Banks have overtaken tech as the most overweight global sector as 68% say US/global internet stocks are "expensive", 12% say "bubble-like", and 15% say "fair". With the Fed on a hiking cycle and the potential for global tightening underway we understand the overweight towards banks. However, for the third straight month "Long Nasdaq" remains the most crowded trade.
Meanwhile, sentiment remains in check as cash levels are elevated and the biggest reason for holding extra cash is "Bearish views of the markets". This bearish stance coincides with expectations for "faster global growth" falling to 38% in July, down from 62% in January. Fund managers continue to lose faith in profit and earnings expectations as they sink to the lowest percentage since the US election. Additionally, 17% say corporate balance sheets are over-leveraged, the most since April 2009.
With the news that Republicans could not pull together enough support in the Senate to pass a health care overhaul this will only put more pressure on growth expectations. Much of those assumptions had been built on the idea that growth will come with less regulations and lower taxes. This theme could be pushed out further into the future with the failure to pass an Obamacare replacement. Sentiment could take a hit as traders fear tax reform will not take place this year.
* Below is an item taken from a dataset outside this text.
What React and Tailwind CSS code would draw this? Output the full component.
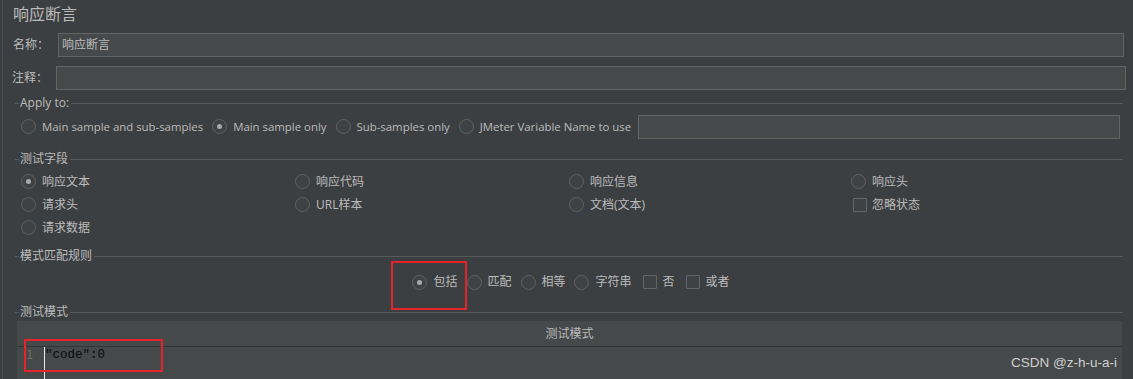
import React from "react";

const CJK = { fontFamily: '"Open Sans", "Noto Sans CJK SC", sans-serif' };

function Radio({ checked }) {
  return (
    <span className="relative flex h-[15px] w-[15px] shrink-0 items-center justify-center rounded-full border border-[#5f6263] bg-[#3e4244]">
      {checked && <span className="h-[5px] w-[5px] rounded-full bg-[#a9a9a9]" />}
    </span>
  );
}

function Check() {
  return <span className="h-[14px] w-[14px] shrink-0 rounded-[1px] border border-[#636566] bg-[#3e4244]" />;
}

function Header({ children }) {
  return (
    <div className="flex h-[14px] items-center">
      <div className="h-px w-[4px] bg-[#56595b]" />
      <span className="ml-[1px] mr-[2px] text-[12px] leading-[14px] text-[#bbbbbb]">{children}</span>
      <div className="h-px flex-1 bg-[#56595b]" />
    </div>
  );
}

function Opt({ label, checked, w, en }) {
  return (
    <div className={"flex items-center " + (w || "")}>
      <Radio checked={checked} />
      <span className={"ml-[6px] text-[#bbbbbb] " + (en ? "text-[11.4px]" : "text-[12px]")}>{label}</span>
    </div>
  );
}

export default function App() {
  return (
    <div className="relative flex h-[379px] w-[1133px] overflow-hidden bg-[#3c3f41]" style={CJK}>
      <div className="w-[2px]" />
      <div className="w-px bg-[#4b4e50]" />
      <div className="flex flex-1 flex-col">
        <div className="h-[33px] pl-[10px] pt-[3px] text-[16px] leading-[22px] text-[#bbbbbb]">响应断言</div>

        <div className="flex h-[24px] items-center pl-[10px] pr-[9px]">
          <span className="w-[45px] text-[12px] text-[#bbbbbb]">名称：</span>
          <div className="flex h-[24px] flex-1 items-center border border-[#646464] bg-[#45494a] pl-[3px] text-[12px] text-[#bbbbbb]">响应断言</div>
        </div>

        <div className="mt-[9px] flex h-[24px] items-center pl-[9px] pr-[7px]">
          <span className="w-[44px] text-[12px] text-[#bbbbbb]">注释：</span>
          <div className="h-[24px] flex-1 border border-[#646464] bg-[#45494a]" />
        </div>

        <div className="ml-[12px] mr-[10px] flex flex-1 flex-col">
          <div className="mt-[6px]"><Header>Apply to:</Header></div>
          <div className="mt-[5px] flex h-[24px] items-center pl-[6px]">
            <Opt en label="Main sample and sub-samples" />
            <div className="ml-[9px]"><Opt en label="Main sample only" checked /></div>
            <div className="ml-[9px]"><Opt en label="Sub-samples only" /></div>
            <div className="ml-[9px]"><Opt en label="JMeter Variable Name to use" /></div>
            <div className="ml-[7px] mr-[3px] h-[24px] flex-1 border border-[#646464] bg-[#45494a]" />
          </div>

          <div className="mt-[13px]"><Header>测试字段</Header></div>
          <div className="mt-[4px] flex flex-col pl-[6px]">
            <div className="flex h-[23px] items-center">
              <Opt w="w-[274px]" label="响应文本" checked />
              <Opt w="w-[274px]" label="响应代码" />
              <Opt w="w-[282px]" label="响应信息" />
              <Opt label="响应头" />
            </div>
            <div className="flex h-[23px] items-center">
              <Opt w="w-[274px]" label="请求头" />
              <Opt w="w-[274px]" label="URL样本" />
              <Opt w="w-[282px]" label="文档(文本)" />
              <div className="ml-[2px] flex items-center">
                <Check />
                <span className="ml-[5px] text-[12px] text-[#bbbbbb]">忽略状态</span>
              </div>
            </div>
            <div className="flex h-[23px] items-center">
              <Opt label="请求数据" />
            </div>
          </div>

          <div className="mt-[10px]"><Header>模式匹配规则</Header></div>
          <div className="mt-[7px] flex h-[24px] items-center justify-center pl-[4px] text-[12px] text-[#bbbbbb]">
            <div className="relative flex items-center">
              <Radio checked />
              <span className="ml-[6px] w-[24px]">包括</span>
              <div className="pointer-events-none absolute left-[-21px] top-[-12px] h-[49px] w-[76px] border-2 border-[#e5232b]" />
            </div>
            <div className="ml-[10px] flex items-center">
              <Radio />
              <span className="ml-[5px]">匹配</span>
            </div>
            <div className="ml-[10px] flex items-center">
              <Radio />
              <span className="ml-[5px]">相等</span>
            </div>
            <div className="ml-[9px] flex items-center">
              <Radio />
              <span className="ml-[6px]">字符串</span>
            </div>
            <div className="ml-[11px] flex items-center">
              <Check />
              <span className="ml-[6px]">否</span>
            </div>
            <div className="ml-[11px] flex items-center">
              <Check />
              <span className="ml-[6px]">或者</span>
            </div>
          </div>

          <div className="mt-[11px]"><Header>测试模式</Header></div>
          <div className="ml-[2px] mr-[1px] mt-[2px] flex flex-1 flex-col bg-[#45494a]">
            <div className="flex h-[26px] items-center justify-center border-b border-[#323436] text-[12px] text-[#bbbbbb]">测试模式</div>
            <div className="relative flex flex-1">
              <div className="w-[27px] pl-[9px] pt-[1px] text-[12px] leading-[14px] text-[#6f725f]" style={{ fontFamily: '"DejaVu Sans Mono", monospace' }}>1</div>
              <div className="w-px bg-[#e8e8e8]" />
              <div className="pt-[1px] text-[12.5px] leading-[14px] text-[#0a0a0a]" style={{ fontFamily: '"Liberation Mono", monospace' }}>"code":0</div>
              <div className="pointer-events-none absolute left-[7px] top-[-8px] h-[33px] w-[139px] border-2 border-[#e5232b]" />
              <div className="absolute right-[5px] top-[8px] text-[13.5px] leading-[16px] text-[#cfcfcf]" style={{ fontFamily: '"Liberation Sans", Arial, sans-serif' }}>CSDN @z-h-u-a-i</div>
            </div>
          </div>
        </div>
      </div>
    </div>
  );
}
The S&P 500 has now tied the second longest streak in history without a 5% pullback having gone 173 days without such a drop. The index first notched this marker in 2006-2007. The only longer streak was the massive 296-day span during the roaring bull market of the 90's from 1995-1996.
In a previous blog post we commented:
"Below we looked at all instances since 1990 where the NDX closed down more than 2% after having just made a new 52-week high on the prior trading day. From the data, the very short-term (5 days) is neutral but going out further there is a bias to the upside. It shouldn't surprise anyone if we make new highs sooner than expected. The one caveat in the data below is many of the data points happened during the super bull of the late 90's. If we included the crash of 87 the results are worse but it was such an outlier we chose to ignore. Regardless we thought it was interesting enough to present."
Since then all markets have made new highs or tested highs. The trends remain favorable to the bulls as all moving averages are pointing strongly higher. We still favor the trend and positioned bullishly but also acknowledge there will/should be pullbacks along the way. With seasonality setting up for a potential increase in volatility along with the excessive length without a 5% pullback, we are comfortable being patient with some cash on the sidelines looking for better entries as we navigate earnings season.